» **Instructions for the task**: Check each line of the records below for the string "table", then state how many lines contain it, with no other output.

» **Records supplied**:
• • • •

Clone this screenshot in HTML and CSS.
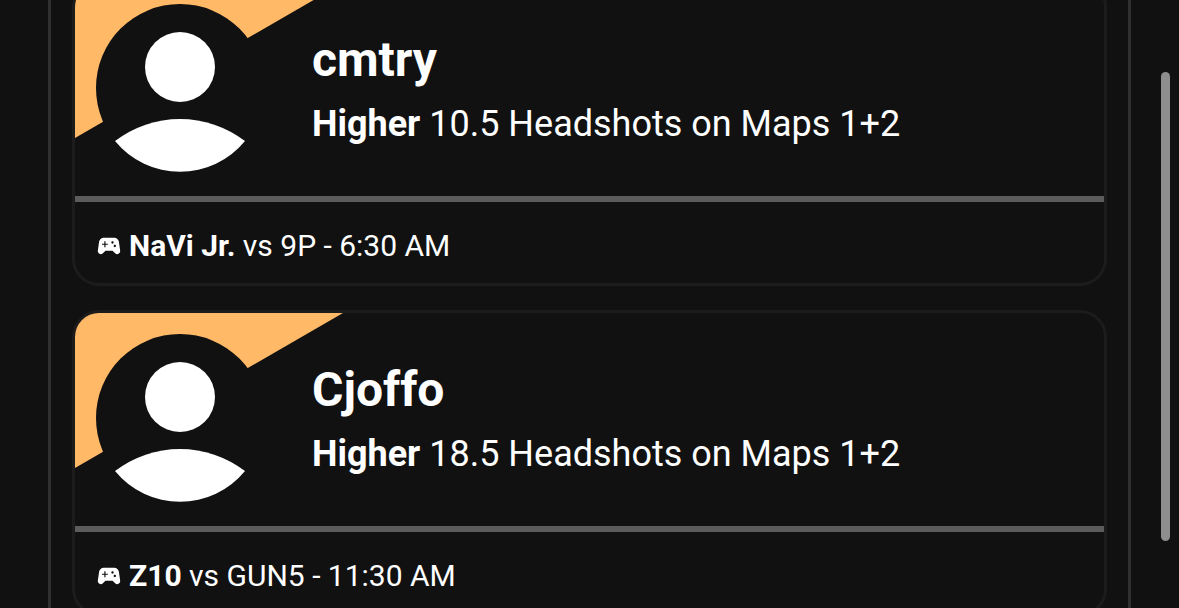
FILE: index.html
```html
<!DOCTYPE html>
<html lang="en">
<head>
<meta charset="utf-8">
<title>Picks</title>
<link rel="stylesheet" href="styles.css">
</head>
<body>
<main class="panel">
  <article class="card">
    <div class="hero">
      <div class="accent"></div>
      <svg class="avatar" viewBox="0 0 168 168" aria-hidden="true"><circle cx="84" cy="84" r="84" fill="#111"/><circle cx="84" cy="63" r="35" fill="#fff"/><path d="M19 137A84 84 0 0 0 149 137A107 107 0 0 0 19 137Z" fill="#fff"/></svg>
      <div class="info">
        <h2 class="name">cmtry</h2>
        <p class="line"><strong>Higher</strong> 10.5 Headshots on Maps 1+2</p>
      </div>
    </div>
    <div class="rule"></div>
    <div class="foot">
      <svg class="pad" viewBox="0 0 24 24" aria-hidden="true"><path d="M21.58 16.09l-1.09-7.66C20.21 6.46 18.52 5 16.53 5H7.47C5.48 5 3.79 6.46 3.51 8.43l-1.09 7.66C2.2 17.63 3.39 19 4.94 19c.68 0 1.32-.27 1.8-.75L9 16h6l2.25 2.25c.48.48 1.13.75 1.8.75 1.56 0 2.75-1.37 2.53-2.91zM11 11H9v2H8v-2H6v-1h2V8h1v2h2v1zm4-1c-.55 0-1-.45-1-1s.45-1 1-1 1 .45 1 1-.45 1-1 1zm2 3c-.55 0-1-.45-1-1s.45-1 1-1 1 .45 1 1-.45 1-1 1z"/></svg>
      <span><strong>NaVi Jr.</strong> vs 9P - 6:30 AM</span>
    </div>
  </article>
  <article class="card">
    <div class="hero">
      <div class="accent"></div>
      <svg class="avatar" viewBox="0 0 168 168" aria-hidden="true"><circle cx="84" cy="84" r="84" fill="#111"/><circle cx="84" cy="63" r="35" fill="#fff"/><path d="M19 137A84 84 0 0 0 149 137A107 107 0 0 0 19 137Z" fill="#fff"/></svg>
      <div class="info">
        <h2 class="name">Cjoffo</h2>
        <p class="line"><strong>Higher</strong> 18.5 Headshots on Maps 1+2</p>
      </div>
    </div>
    <div class="rule"></div>
    <div class="foot">
      <svg class="pad" viewBox="0 0 24 24" aria-hidden="true"><path d="M21.58 16.09l-1.09-7.66C20.21 6.46 18.52 5 16.53 5H7.47C5.48 5 3.79 6.46 3.51 8.43l-1.09 7.66C2.2 17.63 3.39 19 4.94 19c.68 0 1.32-.27 1.8-.75L9 16h6l2.25 2.25c.48.48 1.13.75 1.8.75 1.56 0 2.75-1.37 2.53-2.91zM11 11H9v2H8v-2H6v-1h2V8h1v2h2v1zm4-1c-.55 0-1-.45-1-1s.45-1 1-1 1 .45 1 1-.45 1-1 1zm2 3c-.55 0-1-.45-1-1s.45-1 1-1 1 .45 1 1-.45 1-1 1z"/></svg>
      <span><strong>Z10</strong> vs GUN5 - 11:30 AM</span>
    </div>
  </article>
</main>
<div class="thumb"></div>
</body>
</html>
```

FILE: styles.css
```css
* { box-sizing: border-box; }
html, body { height: 100%; }
body {
  margin: 0;
  height: 608px;
  overflow: hidden;
  background: #111;
  color: #fff;
  font-family: Roboto, "Liberation Sans", sans-serif;
}
.panel {
  width: 1083px;
  margin: -20px 0 0 48px;
  padding: 0 21px;
  border-left: 3px solid #303030;
  border-right: 3px solid #303030;
  display: flex;
  flex-direction: column;
  gap: 24px;
}
.card {
  width: 1035px;
  height: 306px;
  border: 3px solid #1c1c1c;
  border-radius: 27px;
  overflow: hidden;
  display: flex;
  flex-direction: column;
  flex: none;
}
.hero {
  position: relative;
  height: 213px;
  padding: 21px 0 0 21px;
  display: flex;
  gap: 48px;
  flex: none;
}
.accent {
  position: absolute;
  inset: 0 auto auto 0;
  width: 268px;
  height: 155px;
  background: #ffb967;
  clip-path: polygon(0 0, 100% 0, 0 100%);
}
.avatar {
  position: relative;
  width: 168px;
  height: 168px;
  flex: none;
}
.info {
  position: relative;
  padding-top: 28px;
}
.name {
  margin: 0;
  font-size: 48px;
  line-height: 56px;
  font-weight: 700;
}
.line {
  margin: 15px 0 0;
  font-size: 36px;
  line-height: 42px;
  font-weight: 400;
}
.rule {
  height: 6px;
  background: #5c5c5c;
  flex: none;
}
.foot {
  flex: 1;
  display: flex;
  align-items: center;
  gap: 6px;
  padding: 6px 0 0 20px;
  font-size: 30px;
}
.pad {
  width: 28px;
  height: 28px;
  fill: #fff;
  flex: none;
}
.thumb {
  position: absolute;
  left: 1161px;
  top: 72px;
  width: 9px;
  height: 469px;
  border-radius: 5px;
  background: #8e8e8e;
}
```
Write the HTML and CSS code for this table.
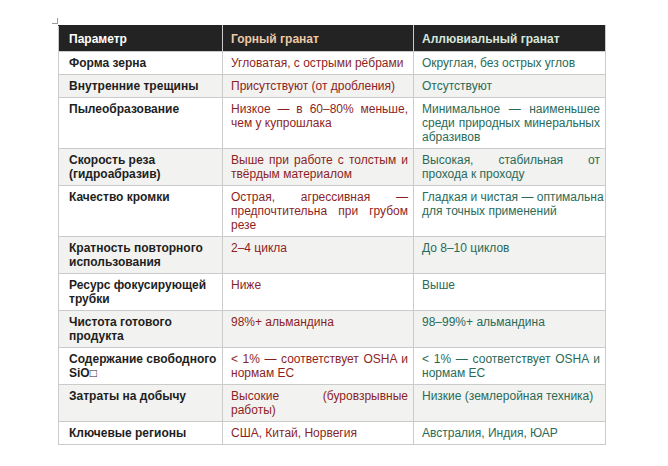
FILE: index.html
```html
<!DOCTYPE html>
<html lang="ru">
<head>
<meta charset="utf-8">
<title>Горный и аллювиальный гранат</title>
<link rel="stylesheet" href="styles.css">
</head>
<body>
<div class="sheet">
  <table class="cmp">
    <colgroup>
      <col class="c1"><col class="c2"><col class="c3">
    </colgroup>
    <thead>
      <tr>
        <th class="h1">Параметр</th>
        <th class="h2">Горный гранат</th>
        <th class="h3">Аллювиальный гранат</th>
      </tr>
    </thead>
    <tbody>
      <tr><td class="p">Форма зерна</td><td class="r">Угловатая, с острыми рёбрами</td><td class="g">Округлая, без острых углов</td></tr>
      <tr><td class="p">Внутренние трещины</td><td class="r">Присутствуют (от дробления)</td><td class="g">Отсутствуют</td></tr>
      <tr><td class="p">Пылеобразование</td><td class="r">Низкое — в 60–80% меньше, чем у купрошлака</td><td class="g">Минимальное — наименьшее среди природных минеральных абразивов</td></tr>
      <tr><td class="p">Скорость реза (гидроабразив)</td><td class="r">Выше при работе с толстым и твёрдым материалом</td><td class="g">Высокая, стабильная от прохода к проходу</td></tr>
      <tr><td class="p">Качество кромки</td><td class="r">Острая, агрессивная — предпочтительна при грубом резе</td><td class="g"><span class="nw">Гладкая и чистая — оптимальна</span> для точных применений</td></tr>
      <tr><td class="p">Кратность повторного использования</td><td class="r">2–4 цикла</td><td class="g">До 8–10 циклов</td></tr>
      <tr><td class="p">Ресурс фокусирующей трубки</td><td class="r">Ниже</td><td class="g">Выше</td></tr>
      <tr><td class="p">Чистота готового продукта</td><td class="r">98%+ альмандина</td><td class="g">98–99%+ альмандина</td></tr>
      <tr><td class="p">Содержание свободного SiO&#x25A1;</td><td class="r">&lt; 1% — соответствует OSHA и нормам ЕС</td><td class="g">&lt; 1% — соответствует OSHA и нормам ЕС</td></tr>
      <tr><td class="p">Затраты на добычу</td><td class="r">Высокие (буровзрывные работы)</td><td class="g">Низкие (землеройная техника)</td></tr>
      <tr><td class="p">Ключевые регионы</td><td class="r">США, Китай, Норвегия</td><td class="g">Австралия, Индия, ЮАР</td></tr>
    </tbody>
  </table>
</div>
</body>
</html>
```

FILE: styles.css
```css
html, body {
  margin: 0;
  padding: 0;
  background: #ffffff;
}

body {
  font-family: "Liberation Sans", Arial, sans-serif;
  font-size: 12px;
  line-height: 14px;
}

.sheet {
  position: relative;
  width: 547px;
  margin: 25px 0 0 58px;
}

.sheet::before {
  content: "";
  position: absolute;
  left: -6px;
  top: -7px;
  width: 5px;
  height: 5px;
  border-right: 1px solid #9a9a9a;
  border-bottom: 1px solid #9a9a9a;
}

.sheet::after {
  content: "";
  position: absolute;
  right: -4px;
  bottom: -5px;
  width: 3px;
  height: 4px;
  border-left: 1px solid #9a9a9a;
  border-top: 1px solid #9a9a9a;
}

.cmp {
  width: 547px;
  table-layout: fixed;
  border-collapse: collapse;
}

.c1 { width: 164px; }
.c2 { width: 191px; }
.c3 { width: 192px; }

.cmp th,
.cmp td {
  border: 1px solid #cbcbcb;
  vertical-align: top;
  padding: 4px 5px 4px 8px;
}

.cmp th {
  background: #232323;
  font-weight: bold;
  text-align: left;
  padding-top: 6px;
  padding-bottom: 5px;
  border-top-color: #232323;
}

.cmp th.h1 {
  color: #ffffff;
  padding-left: 10px;
  border-left-color: #c8c8c8;
}

.cmp th.h2 { color: #ecc9a7; }
.cmp th.h3 { color: #d7e6da; }

.cmp tbody tr:nth-child(even) td {
  background: #f2f2f0;
}

.cmp td.p {
  font-weight: bold;
  color: #1e1e1e;
  padding-left: 10px;
}

.cmp td.r {
  color: #8c1f1f;
  text-align: justify;
}

.cmp td.g {
  color: #2a6b58;
  text-align: justify;
}

.nw {
  white-space: nowrap;
}
```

• • • •

» **Written answer**: 4